R.G.: The early batches which are sweeter and bigger are twenty-five rupees per piece. While the later batches, which are salty and smaller in size are twenty rupees per piece. So it varies. But now the sweet makers cheat on sar when they make Sarpuria- Sarbhaja unlike earlier times. If they used the right amount of sar, then the supply would be difficult even if twenty or fifty more households were invested in making it. When we started, there were four layers of sar used in making one Sarpuria, now most use two, some use one, some don’t use any at all. Yet they call it Sarpuria, which is not right. So now very few households make Sar.
S.R.: So the demand of sar is solely for Sarpuria- Sarbhaja? There is no other use for it?
R.G.: Mostly for these two. Adhar’s shop used to make Sarer Payesh (small pieces of sar boiled in sweetened, reduced milk). They don’t, anymore. Even though Krishnanagar has always been famous for Sarpuria- Sarbhaja and clay modelling, making sar has never been recognised as a cottage industry.
S.R.: So do you think, sar can be used for any other food item beyond Sarpuria- Sarbhaja?
B.G.: If a restaurant wants to experiment and come up with something they can make with sar, they are most welcome to try.
R.G.: Yes, like with chhana different kinds of food and sweets are made, it is up to them to experiment and make new dishes. They have to think about preservation of sar, and also costing and keeping their customers. Also about how long they will last.
S.R.: So how long does sar last?
R.G.: During winter, three days and in summer, forty eight hours. If you keep it in the fridge, it will last for five days.
S.R.: Will the taste change if refrigerated?
R.G.: No, the taste will not change, but the colour will change a bit. Which is of course expected, fresh things and refrigerated things will look a bit different. And that reminds me, our family is making sar for about hundred years.
S.R.: Do you think your children will continue?
R.G.: That is very difficult to say right now. But we have not taught them. But who knows, when our son gets married and the daughter-in-law wants to continue her in-laws’ business, like she did. Our time is almost up. The good thing about this business is, we recover our money on a daily basis, which is not very common in most businesses, most work on credit. So it is for them to decide. But this is mostly a duty, this milk and sar-work never stops.
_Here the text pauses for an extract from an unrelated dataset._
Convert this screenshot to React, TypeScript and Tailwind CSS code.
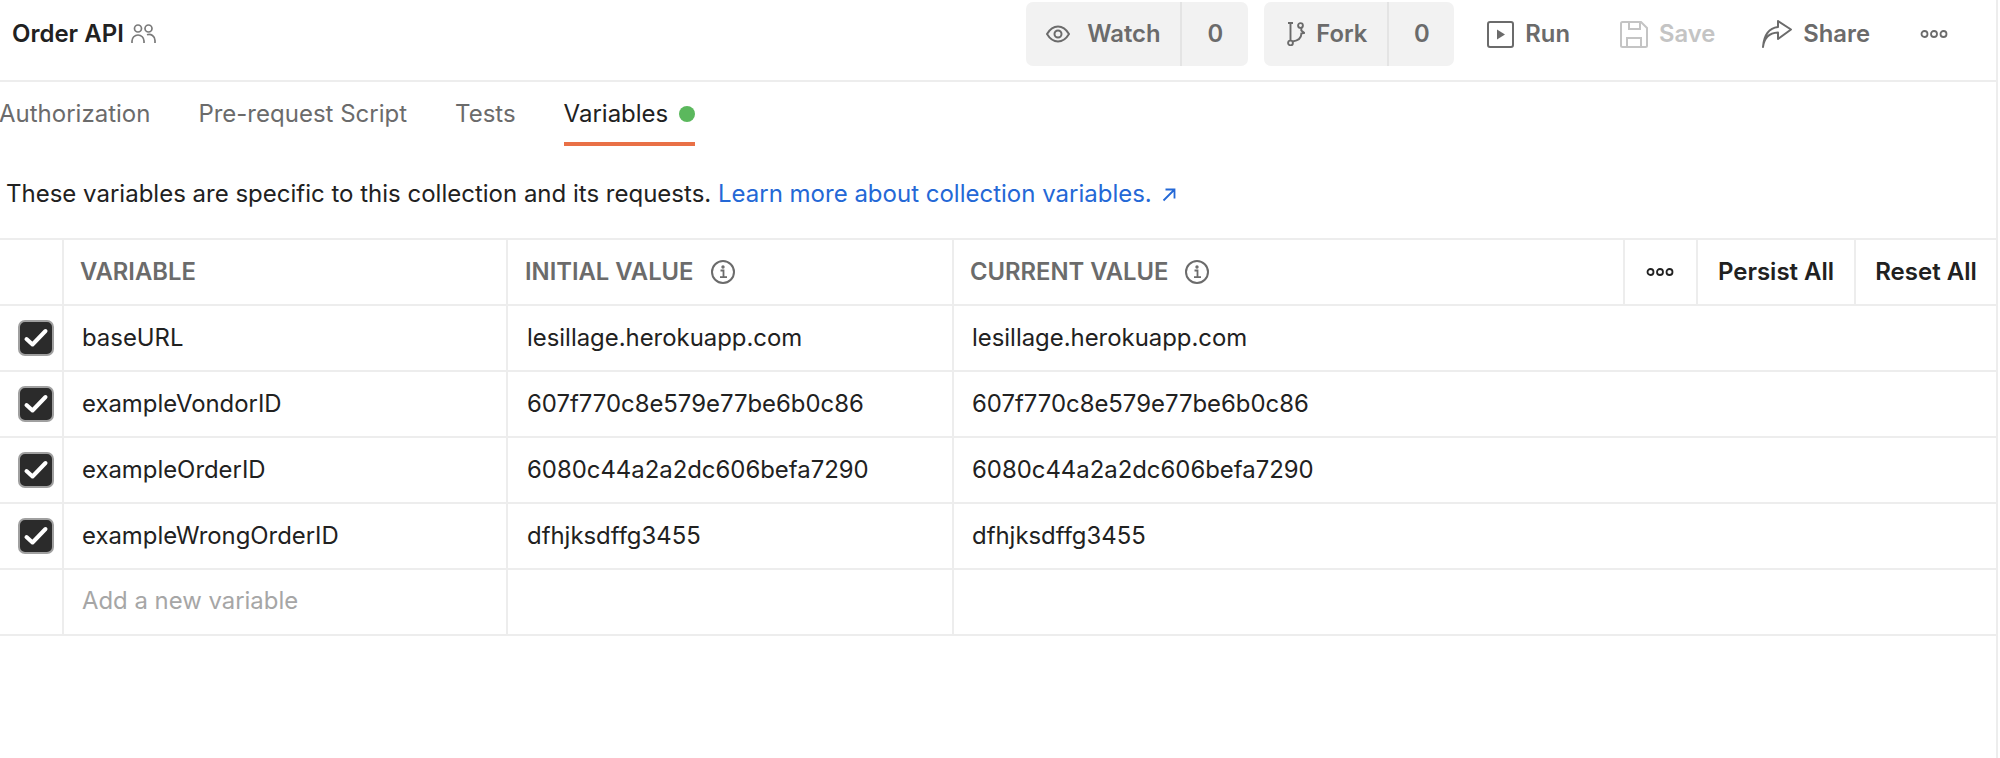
import type { ReactNode } from 'react';

const rows = [
  { name: 'baseURL', initial: 'lesillage.herokuapp.com', current: 'lesillage.herokuapp.com' },
  { name: 'exampleVondorID', initial: '607f770c8e579e77be6b0c86', current: '607f770c8e579e77be6b0c86' },
  { name: 'exampleOrderID', initial: '6080c44a2a2dc606befa7290', current: '6080c44a2a2dc606befa7290' },
  { name: 'exampleWrongOrderID', initial: 'dfhjksdffg3455', current: 'dfhjksdffg3455' },
];

const gridClass = 'grid grid-cols-[64px_444px_446px_1fr] h-[66px] border-b-2 border-[#ededed]';
const cellClass = 'flex items-center border-r-2 border-[#ededed]';

function Dots({ color = '#6b6b6b' }: { color?: string }) {
  return (
    <svg width="28" height="10" viewBox="0 0 28 10" fill="none" stroke={color} strokeWidth="1.8">
      <circle cx="4.5" cy="5" r="3" />
      <circle cx="14" cy="5" r="3" />
      <circle cx="23.5" cy="5" r="3" />
    </svg>
  );
}

function InfoIcon() {
  return (
    <svg width="24" height="24" viewBox="0 0 24 24" fill="none" stroke="#6b6b6b" strokeWidth="2">
      <circle cx="12" cy="12" r="11" />
      <path d="M9.500 10.500H12.500V17M9 17.200H16" strokeWidth="1.800" />
      <circle cx="12" cy="7" r="0.700" fill="#6b6b6b" />
    </svg>
  );
}

function Checkbox() {
  return (
    <span className="flex h-[36px] w-[36px] items-center justify-center rounded-[7px] border-2 border-[#a0a0a0] bg-[#2b2b2b]">
      <svg width="26" height="20" viewBox="0 0 26 20" fill="none" stroke="#ffffff" strokeWidth="4" strokeLinecap="round" strokeLinejoin="round">
        <path d="M3.500 11l6 5.500L22.500 3" />
      </svg>
    </span>
  );
}

function Counter({ icon, label, width, labelClass }: { icon: ReactNode; label: string; width: string; labelClass: string }) {
  return (
    <div className={`flex h-[64px] items-stretch rounded-[7px] bg-[#f2f2f2] text-[#6b6b6b] font-semibold ${width}`}>
      <div className={`flex items-center border-r-2 border-[#e4e4e4] ${labelClass}`}>
        {icon}
        <span>{label}</span>
      </div>
      <div className="flex flex-1 items-center justify-center">0</div>
    </div>
  );
}

export default function App() {
  return (
    <div className="mr-[2px] h-[758px] overflow-hidden border-r-2 border-[#ededed] bg-white text-[#212121] text-[24px] [font-family:Inter,sans-serif]">
      <header className="flex h-[82px] items-start justify-between border-b-2 border-[#ededed] pt-[2px] pl-[12px]">
        <div className="flex h-[64px] items-center gap-[7px] font-semibold">
          <span>Order API</span>
          <svg width="25" height="20" viewBox="0 0 25 20" fill="none" stroke="#7a7a7a" strokeWidth="1.700">
            <circle cx="7" cy="4.500" r="3.500" />
            <circle cx="17.500" cy="4.500" r="3.500" />
            <path d="M1 19v-2a6 6 0 0 1 12 0v2" />
            <path d="M16 10.700a6 6 0 0 1 8 5.700v2.600" />
          </svg>
        </div>
        <div className="flex h-[64px] items-center text-[23.8px]">
          <div className="flex gap-[16px]">
            <Counter
              label="Watch"
              width="w-[222px]"
              labelClass="w-[156px] gap-[17px] pl-[20px]"
              icon={
                <svg width="24" height="18" viewBox="0 0 24 18" fill="none" stroke="#6b6b6b" strokeWidth="2">
                  <path d="M1 9C4 4 8 1.500 12 1.500S20 4 23 9c-3 5-7 7.500-11 7.500S4 14 1 9z" />
                  <circle cx="12" cy="9" r="3.500" />
                </svg>
              }
            />
            <Counter
              label="Fork"
              width="w-[190px]"
              labelClass="w-[125px] gap-[11px] pl-[23px]"
              icon={
                <svg width="18" height="24" viewBox="0 0 18 24" fill="none" stroke="#6b6b6b" strokeWidth="1.900">
                  <circle cx="13.500" cy="3.500" r="2.400" />
                  <circle cx="3.500" cy="21" r="2.400" />
                  <path d="M3.500 1v17.500M1 1h5M5.500 19.500c6-1 9-4 8.800-8l3-.5-3-2.500v-2.500" />
                </svg>
              }
            />
          </div>
          <div className="ml-[33px] flex items-center gap-[11px] font-semibold text-[#6b6b6b]">
            <svg width="27" height="27" viewBox="0 0 27 27" fill="none" stroke="#6b6b6b" strokeWidth="2">
              <rect x="1" y="1" width="25" height="25" rx="2" />
              <path d="M10 8.500l8 5-8 5z" fill="#6b6b6b" stroke="none" />
            </svg>
            <span>Run</span>
          </div>
          <div className="ml-[50px] flex items-center gap-[11px] font-semibold text-[#c4c4c4]">
            <svg width="28" height="27" viewBox="0 0 28 27" fill="none" stroke="#c4c4c4" strokeWidth="2">
              <path d="M2.500 1H21l6 6v17.500a1.500 1.500 0 0 1-1.500 1.500h-23A1.500 1.500 0 0 1 1 24.500v-22A1.500 1.500 0 0 1 2.500 1z" />
              <path d="M9 1v7h11V1M7 26V17h14v9" />
            </svg>
            <span>Save</span>
          </div>
          <div className="ml-[47px] flex items-center gap-[11px] font-semibold text-[#6b6b6b]">
            <svg width="30" height="28" viewBox="0 0 30 28" fill="none" stroke="#6b6b6b" strokeWidth="2" strokeLinejoin="round">
              <path d="M1 27c1-9 6-14 15-14.500V19l13-9.500L16 1v6C7 8 2 15 1 27z" />
            </svg>
            <span>Share</span>
          </div>
          <div className="ml-[50px] mr-[48px] flex items-center">
            <Dots />
          </div>
        </div>
      </header>

      <nav className="flex h-[64px] items-stretch gap-[48px] -ml-[1px] text-[#6b6b6b]">
        <span className="flex items-center">Authorization</span>
        <span className="flex items-center">Pre-request Script</span>
        <span className="flex items-center">Tests</span>
        <span className="flex items-center gap-[11px] border-y-4 border-t-transparent border-b-[#e97046] text-[#212121]">
          Variables
          <span className="h-[16px] w-[16px] rounded-full bg-[#5bb85d]" />
        </span>
      </nav>

      <p className="mt-[33px] h-[59px] pl-[6px] leading-[30px]">
        These variables are specific to this collection and its requests.{' '}
        <span className="text-[#2468d6]">
          Learn more about collection variables.
          <svg className="ml-[10px] inline-block align-baseline" width="14" height="14" viewBox="0 0 14 14" fill="none" stroke="#2468d6" strokeWidth="1.800">
            <path d="M1.500 12.500L12 2M3.500 1.500H12.500V10.500" />
          </svg>
        </span>
      </p>

      <section className="border-t-2 border-[#ededed] text-[23.9px]">
        <div className={gridClass}>
          <div className={cellClass} />
          <div className={`${cellClass} pl-[16px] font-semibold text-[#6b6b6b] text-[23.8px]`}>VARIABLE</div>
          <div className={`${cellClass} gap-[17px] pl-[17px] font-semibold text-[#6b6b6b] text-[23.8px]`}>
            INITIAL VALUE
            <InfoIcon />
          </div>
          <div className="flex items-center">
            <div className="flex flex-1 items-center gap-[16px] pl-[16px] font-semibold text-[#6b6b6b] text-[23.8px]">
              CURRENT VALUE
              <InfoIcon />
            </div>
            <div className="flex h-full w-[75px] items-center justify-center border-x-2 border-[#ededed] pr-[2px]">
              <Dots color="#212121" />
            </div>
            <div className="flex h-full w-[158px] items-center justify-center border-r-2 border-[#ededed] font-semibold text-[24px]">
              Persist All
            </div>
            <div className="flex h-full w-[140px] items-center justify-center font-semibold text-[24px]">Reset All</div>
          </div>
        </div>

        {rows.map((row) => (
          <div key={row.name} className={gridClass}>
            <div className={`${cellClass} pl-[18px]`}>
              <Checkbox />
            </div>
            <div className={`${cellClass} pl-[18px]`}>{row.name}</div>
            <div className={`${cellClass} pl-[19px]`}>{row.initial}</div>
            <div className="flex items-center pl-[18px]">{row.current}</div>
          </div>
        ))}

        <div className={gridClass}>
          <div className={cellClass} />
          <div className={`${cellClass} pb-[2px] pl-[18px] text-[#a6a6a6]`}>Add a new variable</div>
          <div className={cellClass} />
          <div />
        </div>
      </section>
    </div>
  );
}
It goes on for three sixty-five days, without a break.
B.G.: Even if suddenly we want to stop, we can’t. We have a commitment to the shops. Before we stop we have to ask for their permission and when they agree, then only we can stop.
R.G.: There are some shops where only I supply sar. If we stop, what will they do? The shops which have other suppliers, can compensate by taking more from them. We also have a relationship with them, a commitment.
B.G.: It has been going on for three generations this way. I hope it continues.